Tra gli attentati a Fortuyn e a van Gogh c’è comunque una differenza essenziale, sostiene il parlamentare Mat Herben, il principale erede politico di Fortuyn: “L’omicidio di Pim fu un affare interno olandese, qui invece si tratta di un problema non tipicamente nazionale, ma di ampiezza mondiale: il terrorismo islamico ha trovato l’Olanda”. Con il suo pensiero, Herben interpreta grosso modo l’opinione pubblica, come si è visto dalle reazioni completamente diverse ai due omicidi politici. Nel caso di Pim, la rabbia popolare si scagliò in primo luogo contro i rappresentanti della politica tradizionale, ma ora il bersaglio è il terrorismo internazionale e, anche se ancora in misura contenuta, la comunità marocchina in Olanda, ritenuta più o meno complice. E mentre gran parte dei marocchini è perfettamente integrata, bisogna dire che altri non hanno fatto di tutto per togliersi di dosso il sospetto di connivenza. Pochi di loro hanno partecipato alla grande manifestazione di sdegno e protesta, martedì sera a Piazza Dam. E quella stessa sera, alla televisione olandese, un giovane musulmano ha sostenuto che van Gogh stesso è stato il responsabile della sua morte e che “bisogna combattere il fuoco col fuoco”. Un insegnante di un istituto tecnico di Amsterdam, frequentato per lo più da allievi marocchini, ha invece raccontato che la maggior parte di loro ha esultato alla notizia della morte di van Gogh. Ha evitato comunque di descrivere la scena in televisione per ovvi motivi di sicurezza.

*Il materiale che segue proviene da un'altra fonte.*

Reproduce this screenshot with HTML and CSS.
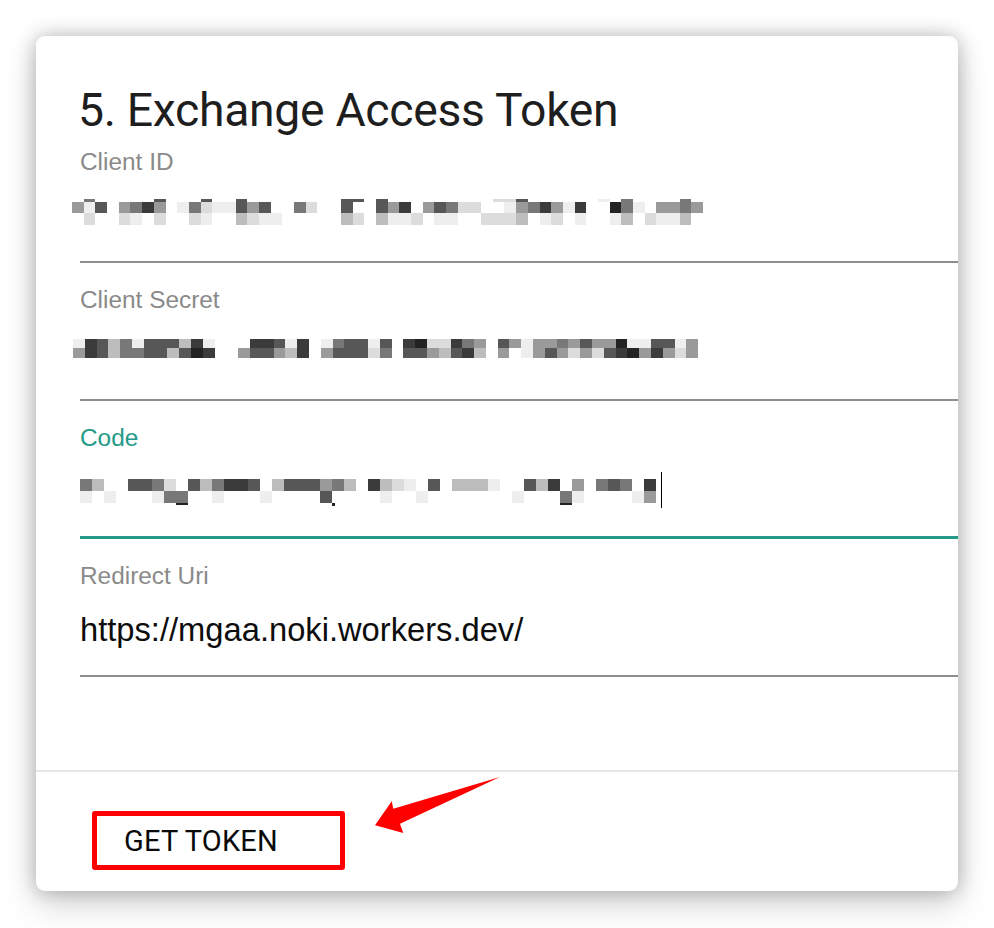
FILE: index.html
```html
<!DOCTYPE html>
<html lang="en">
<head>
<meta charset="utf-8">
<title>Exchange Access Token</title>
<link rel="stylesheet" href="styles.css">
</head>
<body>
<div class="card">
  <div class="card-body">
    <h1 class="title">5. Exchange Access Token</h1>

    <div class="field first">
      <div class="label">Client ID</div>
      <div class="value px px-id">
        <div class="row thin"><i class="b0"></i><i class="b5"></i><i class="b0"></i><i class="b0"></i><i class="b0"></i><i class="b0"></i><i class="b0"></i><i class="b6"></i><i class="b0"></i><i class="b0"></i><i class="b0"></i><i class="b6"></i><i class="b0"></i><i class="b0"></i><i class="b6"></i><i class="b0"></i><i class="b0"></i><i class="b0"></i><i class="b0"></i><i class="b0"></i><i class="b0"></i><i class="b0"></i><i class="b0"></i><i class="b6"></i><i class="b6"></i><i class="b0"></i><i class="b6"></i><i class="b0"></i><i class="b0"></i><i class="b0"></i><i class="b0"></i><i class="b0"></i><i class="b0"></i><i class="b0"></i><i class="b0"></i><i class="b0"></i><i class="b2"></i><i class="b2"></i><i class="b6"></i><i class="b0"></i><i class="b0"></i><i class="b0"></i><i class="b0"></i><i class="b0"></i><i class="b0"></i><i class="b1"></i><i class="b0"></i><i class="b5"></i><i class="b0"></i><i class="b0"></i><i class="b0"></i><i class="b0"></i><i class="b5"></i><i class="b0"></i></div>
        <div class="row main"><i class="b4"></i><i class="b1"></i><i class="b6"></i><i class="b0"></i><i class="b4"></i><i class="b5"></i><i class="b7"></i><i class="b4"></i><i class="b0"></i><i class="b1"></i><i class="b5"></i><i class="b2"></i><i class="b1"></i><i class="b1"></i><i class="b6"></i><i class="b4"></i><i class="b6"></i><i class="b0"></i><i class="b0"></i><i class="b5"></i><i class="b2"></i><i class="b0"></i><i class="b0"></i><i class="b6"></i><i class="b0"></i><i class="b0"></i><i class="b6"></i><i class="b4"></i><i class="b7"></i><i class="b0"></i><i class="b4"></i><i class="b6"></i><i class="b5"></i><i class="b2"></i><i class="b2"></i><i class="b0"></i><i class="b0"></i><i class="b1"></i><i class="b4"></i><i class="b5"></i><i class="b7"></i><i class="b4"></i><i class="b1"></i><i class="b7"></i><i class="b0"></i><i class="b0"></i><i class="b8"></i><i class="b5"></i><i class="b1"></i><i class="b0"></i><i class="b4"></i><i class="b4"></i><i class="b5"></i><i class="b4"></i></div>
        <div class="row low"><i class="b0"></i><i class="b2"></i><i class="b0"></i><i class="b0"></i><i class="b2"></i><i class="b1"></i><i class="b0"></i><i class="b2"></i><i class="b0"></i><i class="b0"></i><i class="b2"></i><i class="b1"></i><i class="b0"></i><i class="b0"></i><i class="b3"></i><i class="b2"></i><i class="b1"></i><i class="b1"></i><i class="b0"></i><i class="b0"></i><i class="b0"></i><i class="b0"></i><i class="b0"></i><i class="b3"></i><i class="b2"></i><i class="b0"></i><i class="b3"></i><i class="b1"></i><i class="b1"></i><i class="b2"></i><i class="b0"></i><i class="b1"></i><i class="b1"></i><i class="b0"></i><i class="b0"></i><i class="b2"></i><i class="b2"></i><i class="b2"></i><i class="b3"></i><i class="b0"></i><i class="b1"></i><i class="b2"></i><i class="b0"></i><i class="b1"></i><i class="b0"></i><i class="b0"></i><i class="b1"></i><i class="b3"></i><i class="b0"></i><i class="b2"></i><i class="b1"></i><i class="b1"></i><i class="b3"></i><i class="b0"></i></div>
      </div>
    </div>

    <div class="field">
      <div class="label">Client Secret</div>
      <div class="value px px-secret">
        <div class="row top"><i class="b1"></i><i class="b7"></i><i class="b6"></i><i class="b3"></i><i class="b5"></i><i class="b1"></i><i class="b6"></i><i class="b6"></i><i class="b6"></i><i class="b3"></i><i class="b7"></i><i class="b1"></i><i class="b0"></i><i class="b0"></i><i class="b0"></i><i class="b7"></i><i class="b7"></i><i class="b6"></i><i class="b1"></i><i class="b7"></i><i class="b0"></i><i class="b1"></i><i class="b5"></i><i class="b6"></i><i class="b6"></i><i class="b1"></i><i class="b6"></i><i class="b0"></i><i class="b7"></i><i class="b8"></i><i class="b2"></i><i class="b2"></i><i class="b7"></i><i class="b5"></i><i class="b4"></i><i class="b0"></i><i class="b6"></i><i class="b4"></i><i class="b1"></i><i class="b4"></i><i class="b4"></i><i class="b5"></i><i class="b4"></i><i class="b6"></i><i class="b4"></i><i class="b4"></i><i class="b8"></i><i class="b1"></i><i class="b1"></i><i class="b6"></i><i class="b6"></i><i class="b1"></i><i class="b4"></i></div>
        <div class="row bottom"><i class="b4"></i><i class="b7"></i><i class="b6"></i><i class="b3"></i><i class="b5"></i><i class="b5"></i><i class="b6"></i><i class="b6"></i><i class="b3"></i><i class="b6"></i><i class="b8"></i><i class="b7"></i><i class="b0"></i><i class="b0"></i><i class="b4"></i><i class="b6"></i><i class="b6"></i><i class="b4"></i><i class="b3"></i><i class="b7"></i><i class="b0"></i><i class="b4"></i><i class="b6"></i><i class="b6"></i><i class="b6"></i><i class="b2"></i><i class="b5"></i><i class="b0"></i><i class="b6"></i><i class="b6"></i><i class="b4"></i><i class="b3"></i><i class="b6"></i><i class="b7"></i><i class="b3"></i><i class="b0"></i><i class="b4"></i><i class="b0"></i><i class="b1"></i><i class="b4"></i><i class="b6"></i><i class="b4"></i><i class="b2"></i><i class="b4"></i><i class="b2"></i><i class="b6"></i><i class="b7"></i><i class="b8"></i><i class="b4"></i><i class="b7"></i><i class="b4"></i><i class="b2"></i><i class="b4"></i></div>
      </div>
    </div>

    <div class="field focused">
      <div class="label">Code</div>
      <div class="value px px-code">
        <div class="pxwrap">
          <div class="row main"><i class="b5"></i><i class="b3"></i><i class="b0"></i><i class="b0"></i><i class="b6"></i><i class="b6"></i><i class="b5"></i><i class="b2"></i><i class="b0"></i><i class="b6"></i><i class="b3"></i><i class="b5"></i><i class="b7"></i><i class="b7"></i><i class="b6"></i><i class="b0"></i><i class="b3"></i><i class="b6"></i><i class="b6"></i><i class="b6"></i><i class="b4"></i><i class="b5"></i><i class="b3"></i><i class="b0"></i><i class="b7"></i><i class="b3"></i><i class="b2"></i><i class="b1"></i><i class="b0"></i><i class="b6"></i><i class="b0"></i><i class="b3"></i><i class="b3"></i><i class="b3"></i><i class="b1"></i><i class="b0"></i><i class="b0"></i><i class="b6"></i><i class="b3"></i><i class="b7"></i><i class="b0"></i><i class="b4"></i><i class="b0"></i><i class="b5"></i><i class="b6"></i><i class="b5"></i><i class="b0"></i><i class="b7"></i></div>
          <div class="row low"><i class="b1"></i><i class="b0"></i><i class="b1"></i><i class="b0"></i><i class="b0"></i><i class="b0"></i><i class="b1"></i><i class="b5"></i><i class="b5"></i><i class="b0"></i><i class="b0"></i><i class="b1"></i><i class="b0"></i><i class="b0"></i><i class="b0"></i><i class="b1"></i><i class="b0"></i><i class="b0"></i><i class="b0"></i><i class="b0"></i><i class="b6"></i><i class="b0"></i><i class="b0"></i><i class="b0"></i><i class="b0"></i><i class="b1"></i><i class="b0"></i><i class="b0"></i><i class="b1"></i><i class="b0"></i><i class="b0"></i><i class="b0"></i><i class="b0"></i><i class="b0"></i><i class="b0"></i><i class="b0"></i><i class="b1"></i><i class="b0"></i><i class="b0"></i><i class="b0"></i><i class="b5"></i><i class="b1"></i><i class="b0"></i><i class="b0"></i><i class="b0"></i><i class="b0"></i><i class="b1"></i><i class="b4"></i></div>
          <div class="row under"><i class="b0"></i><i class="b0"></i><i class="b0"></i><i class="b0"></i><i class="b0"></i><i class="b0"></i><i class="b0"></i><i class="b0"></i><i class="b8"></i><i class="b0"></i><i class="b0"></i><i class="b0"></i><i class="b0"></i><i class="b0"></i><i class="b0"></i><i class="b0"></i><i class="b0"></i><i class="b0"></i><i class="b0"></i><i class="b0"></i><i class="b0"></i><i class="dot"></i><i class="b0"></i><i class="b0"></i><i class="b0"></i><i class="b0"></i><i class="b0"></i><i class="b0"></i><i class="b0"></i><i class="b0"></i><i class="b0"></i><i class="b0"></i><i class="b0"></i><i class="b0"></i><i class="b0"></i><i class="b0"></i><i class="b0"></i><i class="b0"></i><i class="b0"></i><i class="b0"></i><i class="b8"></i></div>
        </div>
        <span class="caret"></span>
      </div>
    </div>

    <div class="field">
      <div class="label">Redirect Uri</div>
      <div class="value text">https://mgaa.noki.workers.dev/</div>
    </div>
  </div>

  <div class="card-actions">
    <button class="btn" type="button">GET TOKEN</button>
    <svg class="arrow" width="140" height="70" viewBox="0 0 140 70" aria-hidden="true">
      <polygon points="9,53.3 25.7,29.3 27.3,36.7 134,5 34,51.7 37.3,61" fill="#ff0000"/>
    </svg>
  </div>
</div>
</body>
</html>
```
FILE: styles.css
```css
html, body {
  margin: 0;
  padding: 0;
  background: #ffffff;
}

body {
  padding: 36px 36px 37px 36px;
  font-family: "Liberation Sans", Arial, sans-serif;
}

.card {
  width: 922px;
  height: 855px;
  background: #ffffff;
  border-radius: 9px;
  box-shadow: 0 0 20px rgba(0, 0, 0, 0.26), 0 14px 34px rgba(0, 0, 0, 0.16);
  overflow: hidden;
  display: flex;
  flex-direction: column;
}

.card-body {
  padding: 46px 0 0 44px;
  height: 688px;
}

.title {
  margin: 0 0 0 -2px;
  font-family: Roboto, "Liberation Sans", sans-serif;
  font-weight: 400;
  font-size: 46.3px;
  line-height: 56px;
  color: #1e1e1e;
  letter-spacing: -0.3px;
}

.field {
  width: 920px;
  padding-top: 23px;
  padding-bottom: 25px;
  border-bottom: 2px solid #8e8e8e;
}

.field.first {
  padding-top: 10px;
}

.field.focused {
  border-bottom: 3px solid #249a88;
  padding-bottom: 24px;
}

.label {
  font-size: 24.4px;
  line-height: 28px;
  color: #8a8a8a;
}

.focused .label {
  color: #249a88;
}

.value {
  box-sizing: border-box;
  margin-top: 20px;
  height: 40px;
  font-size: 32.7px;
  line-height: 40px;
  color: #111111;
}

/* pixelated (redacted) values */
.px {
  display: flex;
  flex-direction: column;
}

.row {
  display: flex;
}

.row i {
  display: block;
  flex: none;
}

.b0 { background: transparent; }
.b1 { background: #eeeeee; }
.b2 { background: #dcdcdc; }
.b3 { background: #bdbdbd; }
.b4 { background: #9a9a9a; }
.b5 { background: #787878; }
.b6 { background: #575757; }
.b7 { background: #3b3b3b; }
.b8 { background: #232323; }

.px-id {
  padding-top: 3px;
  margin-left: -8px;
}
.px-id .row i { width: 11.7px; }
.px-id .thin i { height: 3px; }
.px-id .main i { height: 11px; }
.px-id .low i { height: 12px; }

.px-secret {
  padding-top: 5px;
  margin-left: -7px;
}
.px-secret .row i { width: 11.8px; }
.px-secret .top i { height: 9px; }
.px-secret .bottom i { height: 10px; }

.px-code {
  flex-direction: row;
  align-items: flex-start;
  padding-top: 7px;
}
.pxwrap {
  display: flex;
  flex-direction: column;
}
.px-code .row i { width: 12px; }
.px-code .main i { height: 12px; }
.px-code .low i { height: 12px; }
.px-code .under i { height: 2px; }
.px-code .under .dot {
  width: 3px;
  height: 3px;
  margin-right: 9px;
  background: #222;
}

.caret {
  display: block;
  width: 1px;
  height: 36px;
  margin-top: -7px;
  margin-left: 5px;
  background: #000000;
}

.value.text {
  color: #0d0d0d;
}

.card-actions {
  position: relative;
  border-top: 2px solid #e6e6e6;
  padding: 39px 0 0 56px;
  flex: 1;
}

.btn {
  display: flex;
  align-items: center;
  box-sizing: border-box;
  width: 253px;
  height: 59px;
  padding: 0 0 0 27px;
  margin: 0;
  border: 5px solid #ff0000;
  border-radius: 3px;
  background: #ffffff;
  font-family: Roboto, "Liberation Sans", sans-serif;
  font-size: 29px;
  font-weight: 400;
  color: #0a0a0a;
  letter-spacing: 0.2px;
}

.arrow {
  position: absolute;
  left: 330px;
  top: 0;
  overflow: visible;
}
```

“Maledettamente politically correct”
There’s something rotten in the State of Holland, quindi. Ma come reagire? Gli olandesi, che amano le soluzioni pratiche, hanno subito pensato a una serie di misure concrete: più scorte, e non soltanto a uomini politici, come è la prassi attuale; controlli e intelligence più accurati nel mondo del radicalismo musulmano; ed eventualmente un cambio dello Statuto che renda più facile la chiusura di moschee malfamate. Ma allo stesso tempo sopportano sempre meno gli ospiti che pensano di poter fare come pare a loro. E così sta finendo l’era dell’ideale multiculturale e dell’“integrazione conservando la propria identità”, che dagli anni Settanta in poi sono state alla base della politica olandese nei confronti delle minoranze etniche, culturali o religiose. Di questa tendenza si rende perfettamente interprete Hugo Borst, columnist del quotidiano nazionale Algemeen Dagblad, commentando furiosamente un episodio successo sul luogo del delitto: “Quanto siamo maledettamente politically correct in questo paese è illustrato da una testimone che ha assistito alla trasformazione di Theo da porco infedele in bacheca coranica. A un giornalista che le chiedeva l’identikit del boia, ha detto soltanto che portava un cappello e occhiali, ma non ha voluto dire che aveva anche un vestito tradizionale arabo. Non che avesse paura, no, questa sostenitrice fanatica della società multietnica non voleva stigmatizzare, nemmeno davanti al cadavere ancora tiepido di Theo…”.